Foi então, a partir de 1974, que o General Ismarth convocou antropólogos para elaborar e dirigir projetos destinados a assistir povos indígenas severamente atingidos pelo impacto dos megaprojetos militares. Ávidos por participar dessa abertura e pôr seus conhecimentos antropológicos a serviço dos indígenas com quem conviviam, vários antropólogos puseram mãos à obra. João Pacheco de Oliveira dedicou-se aos Tikuna no oeste do estado do Amazonas, David Price aos Nambiquara de Rondônia, Peter Silverwood-Cope aos povos do Alto Rio Negro no Amazonas, Iara Ferraz e Vincent Carelli aos Gaviões do Pará, Gilberto Azanha e Elisa Ladeira aos Krahó de Tocantins.
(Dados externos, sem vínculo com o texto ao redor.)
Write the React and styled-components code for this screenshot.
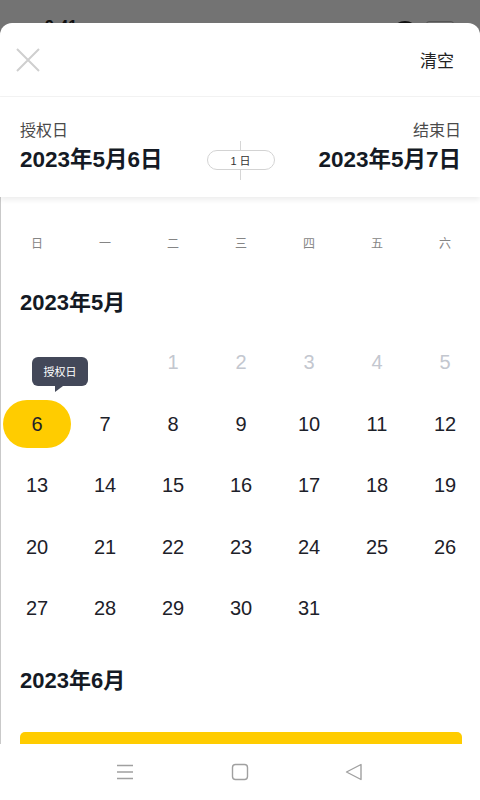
import styled, { createGlobalStyle } from "styled-components";

const GlobalStyle = createGlobalStyle`
  html, body {
    margin: 0;
    padding: 0;
    overflow: hidden;
  }
  body {
    font-family: "Liberation Sans", "Noto Sans CJK SC", sans-serif;
    color: #1f2329;
  }
`;

const weekdays = ["日", "一", "二", "三", "四", "五", "六"];

// 5月：前两格空，1-5 灰色
const mayCells = [
  null,
  null,
  ...Array.from({ length: 31 }, (_, i) => i + 1),
];

const App = () => {
  return (
    <Page>
      <GlobalStyle />
      <StatusBar>
        <StatusTime>9:41</StatusTime>
        <StatusIcons>
          <Signal />
          <Battery />
        </StatusIcons>
      </StatusBar>
      <Sheet>
        <Header>
          <CloseButton aria-label="close">
            <svg width="24" height="24" viewBox="0 0 24 24">
              <path
                d="M1 1 L23 23 M23 1 L1 23"
                stroke="#cfcfcf"
                strokeWidth="2"
                fill="none"
              />
            </svg>
          </CloseButton>
          <ClearButton>清空</ClearButton>
        </Header>

        <DateBar>
          <DateBlock>
            <DateLabel>授权日</DateLabel>
            <DateValue>2023年5月6日</DateValue>
          </DateBlock>
          <Duration>
            <DurationPill>1 日</DurationPill>
          </Duration>
          <DateBlock align="right">
            <DateLabel>结束日</DateLabel>
            <DateValue>2023年5月7日</DateValue>
          </DateBlock>
        </DateBar>

        <Scroll>
          <WeekRow>
            {weekdays.map((w) => (
              <WeekDay key={w}>{w}</WeekDay>
            ))}
          </WeekRow>

          <MonthTitle>2023年5月</MonthTitle>
          <DayGrid>
            {mayCells.map((d, i) => (
              <DayCell key={i}>
                {d === 6 && <Tip>授权日</Tip>}
                {d !== null && (
                  <DayNum disabled={d < 6} selected={d === 6}>
                    {d}
                  </DayNum>
                )}
              </DayCell>
            ))}
          </DayGrid>

          <MonthTitle next>2023年6月</MonthTitle>
          <ConfirmButton />
        </Scroll>
      </Sheet>

      <NavBar>
        <svg width="18" height="18" viewBox="0 0 18 18">
          <path
            d="M1 2.5 H17 M1 9 H17 M1 15.5 H17"
            stroke="#a0a0a0"
            strokeWidth="1.4"
            fill="none"
          />
        </svg>
        <svg width="18" height="18" viewBox="0 0 18 18">
          <rect
            x="1.5"
            y="1.5"
            width="15"
            height="15"
            rx="3"
            stroke="#a0a0a0"
            strokeWidth="1.4"
            fill="none"
          />
        </svg>
        <svg width="18" height="18" viewBox="0 0 18 18">
          <path
            d="M16 1.5 L16 16.5 L1.5 9 Z"
            stroke="#a0a0a0"
            strokeWidth="1.4"
            strokeLinejoin="round"
            fill="none"
          />
        </svg>
      </NavBar>
    </Page>
  );
};

export default App;

const Page = styled.div`
  width: 480px;
  height: 800px;
  display: flex;
  flex-direction: column;
  background: #737373;
  overflow: hidden;
`;

const StatusBar = styled.div`
  height: 23px;
  flex-shrink: 0;
  overflow: hidden;
  display: flex;
  justify-content: space-between;
  padding: 17px 26px 0 45px;
  box-sizing: border-box;
`;

const StatusTime = styled.div`
  font-size: 16px;
  font-weight: 700;
  color: #111;
  line-height: 20px;
`;

const StatusIcons = styled.div`
  display: flex;
  gap: 10px;
  padding-top: 4px;
`;

const Signal = styled.div`
  width: 22px;
  height: 16px;
  border-radius: 50%;
  background: #111;
`;

const Battery = styled.div`
  width: 26px;
  height: 14px;
  border: 1px solid #555;
  border-radius: 3px;
`;

const Sheet = styled.div`
  flex: 1;
  min-height: 0;
  background: #fff;
  border-radius: 12px 12px 0 0;
  display: flex;
  flex-direction: column;
  overflow: hidden;
`;

const Header = styled.div`
  height: 74px;
  flex-shrink: 0;
  box-sizing: border-box;
  display: flex;
  align-items: center;
  justify-content: space-between;
  padding: 0 26px 0 16px;
  border-bottom: 1px solid #f3f3f3;
`;

const CloseButton = styled.div`
  width: 24px;
  height: 24px;
  display: flex;
`;

const ClearButton = styled.div`
  font-size: 17px;
  color: #222;
`;

const DateBar = styled.div`
  height: 100px;
  flex-shrink: 0;
  box-sizing: border-box;
  display: grid;
  grid-template-columns: 1fr auto 1fr;
  align-items: start;
  padding: 24px 19px 0 20px;
  box-shadow: 0 3px 5px rgba(0, 0, 0, 0.07);
  position: relative;
  z-index: 1;
`;

const DateBlock = styled.div`
  display: flex;
  flex-direction: column;
  align-items: ${({ align }) => (align === "right" ? "flex-end" : "flex-start")};
  gap: 5px;
`;

const DateLabel = styled.div`
  font-size: 16px;
  line-height: 20px;
  color: #4a4a4a;
`;

const DateValue = styled.div`
  font-size: 22.5px;
  line-height: 28px;
  font-weight: 700;
  color: #141a24;
`;

const Duration = styled.div`
  position: relative;
  width: 68px;
  height: 39px;
  display: flex;
  align-items: center;
  justify-content: center;
  margin-top: 20px;
  padding-bottom: 2px;
  box-sizing: border-box;

  &::before {
    content: "";
    position: absolute;
    left: 33px;
    top: 0;
    bottom: 0;
    width: 1px;
    background: #d6d6d6;
  }
`;

const DurationPill = styled.div`
  position: relative;
  width: 68px;
  height: 20px;
  box-sizing: border-box;
  border: 1px solid #d3d3d3;
  border-radius: 10px;
  background: #fff;
  font-size: 11px;
  color: #333;
  display: flex;
  align-items: center;
  justify-content: center;
`;

const Scroll = styled.div`
  flex: 1;
  min-height: 0;
  overflow: hidden;
  border-left: 1px solid #c9c9c9;
  display: flex;
  flex-direction: column;
`;

const WeekRow = styled.div`
  display: grid;
  grid-template-columns: repeat(7, 68px);
  padding: 36px 0 0 2px;
`;

const WeekDay = styled.div`
  height: 22px;
  line-height: 22px;
  text-align: center;
  font-size: 12px;
  color: #858585;
`;

const MonthTitle = styled.div`
  font-size: 22px;
  font-weight: 700;
  line-height: 28px;
  color: #141a24;
  padding-left: 19px;
  margin-top: ${({ next }) => (next ? "27px" : "34px")};
`;

const DayGrid = styled.div`
  display: grid;
  grid-template-columns: repeat(7, 68px);
  grid-auto-rows: 61.5px;
  padding: 15px 0 0 2px;
`;

const DayCell = styled.div`
  position: relative;
  display: flex;
  align-items: center;
  justify-content: center;
`;

const DayNum = styled.div`
  width: 68px;
  height: 48px;
  border-radius: 24px;
  display: flex;
  align-items: center;
  justify-content: center;
  font-size: 20px;
  color: ${({ disabled }) => (disabled ? "#c3c7cf" : "#1d2129")};
  background: ${({ selected }) => (selected ? "#ffcc00" : "transparent")};
`;

const Tip = styled.div`
  position: absolute;
  left: 29px;
  top: -37px;
  width: 56px;
  height: 29px;
  border-radius: 6px;
  background: #434859;
  color: #fff;
  font-size: 11px;
  display: flex;
  align-items: center;
  justify-content: center;
  z-index: 2;

  &::after {
    content: "";
    position: absolute;
    left: 23px;
    bottom: -6px;
    border-style: solid;
    border-width: 6px 8px 0 0;
    border-color: #434859 transparent transparent transparent;
  }
`;

const ConfirmButton = styled.div`
  flex-shrink: 0;
  height: 48px;
  margin: 37px 18px 0 19px;
  border-radius: 5px;
  background: #ffcc00;
`;

const NavBar = styled.div`
  height: 56px;
  flex-shrink: 0;
  background: #fff;
  display: flex;
  align-items: center;
  justify-content: space-between;
  padding: 0 117px 0 116px;
  box-sizing: border-box;
`;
De 1975 a 1976, Ken Taylor, já mobilizado pela experiência de poucos anos antes, elaborou e dirigiu um desses projetos, do qual Bruce Albert e eu participamos: o Projeto Perimetral-Yanoama, em Roraima (Taylor 1979b), iniciativa pioneira na luta pela demarcação oficial da Terra Indígena Yanomami, lograda apenas em 1992. Menos de um ano depois de iniciado, o Projeto Perimetral-Yanoama foi cancelado pela recusa explícita dos militares a ver um estrangeiro atuando na fronteira. Naquele momento, as razões implícitas foram apenas parcialmente desveladas. Foi somente em meados da década de 1980 que novos elementos (por exemplo, o advento do Projeto Calha Norte, menina dos olhos dos militares) permitiram compreender melhor aquela reação contra o Projeto Perimetral-Yanoama (os detalhes esclarecedores estão no livro de Rubens Valente, Os fuzis e as flechas, Companhia das Letras, 2017, cap. 12. Cicatriz). Os outros cinco projetos tiveram o mesmo destino, mesmo aqueles dirigidos por brasileiros.

O auge da insatisfação de Ken veio com a invasão do campus da UnB pelos militares em 1977. Morávamos na Colina, conjunto de apartamentos para professores dentro do campus, e passávamos pelo dissabor de ter que mostrar documentos na barreira militar para poder chegar em casa. Pior ainda, vários de nossos alunos foram presos na ocasião. Indignado com o exacerbado autoritarismo que reinava no Brasil, Ken recusou-se a permanecer aqui. Demitimo-nos da UnB e fomos para a Escócia. Lá, na remota região vizinha do Loch Ness, vivemos cerca de quatro anos, tempo em que nos engajamos na campanha pela demarcação das terras Yanomami. No início dos anos 1980, Ken ligou-se à Survival International e coordenou o seu escritório em Washington, D.C. por mais de uma década. Trabalho empolgante, diretamente ligado à defesa de direitos indígenas, levou-o a lidar com situações extremas de abusos interétnicos. Desempenhou essa função com compromisso política e ética inabaláveis. Mas também essa atividade ficou aquém dos seus anseios existenciais.

Tomou então a decisão radical de começar um outro tipo de vida na comunidade de Twin Oaks, na Virginia, Estados Unidos. Produzir seus próprios meios de subsistência dava-lhe imensa satisfação. Tornou-se uma espécie de patriarca de Twin Oaks. Nos últimos anos, surpreendeu a muitos colegas com o trabalho minucioso, exaustivo e altamente sensível sobre as técnicas de caça com caiaque desenvolvidas pelos Inuit da Groenlândia (https://kayakgreenland1959.wordpress.com/). Stephen Corry, por muitos anos diretor de Survival International em Londres e amigo de longa data, escreveu em nota para o boletim da Survival: “Postou a última entrada três dias antes de morrer. Ken foi um grande amigo com um enorme senso de humor. Era totalmente destemido e vivia uma existência frugal como um eremita, embora gostasse muito de whisky (escocês, naturalmente)”.

A frustração de toda uma vida por nunca mais ter voltado à sonhada paisagem de Illorsuit Ken transformou em primorosa peça antropológica, magnífico legado de um mundo encantado ao mundo acadêmico que, afinal, ele prestigiou. Terminado o trabalho, não restou mais nada.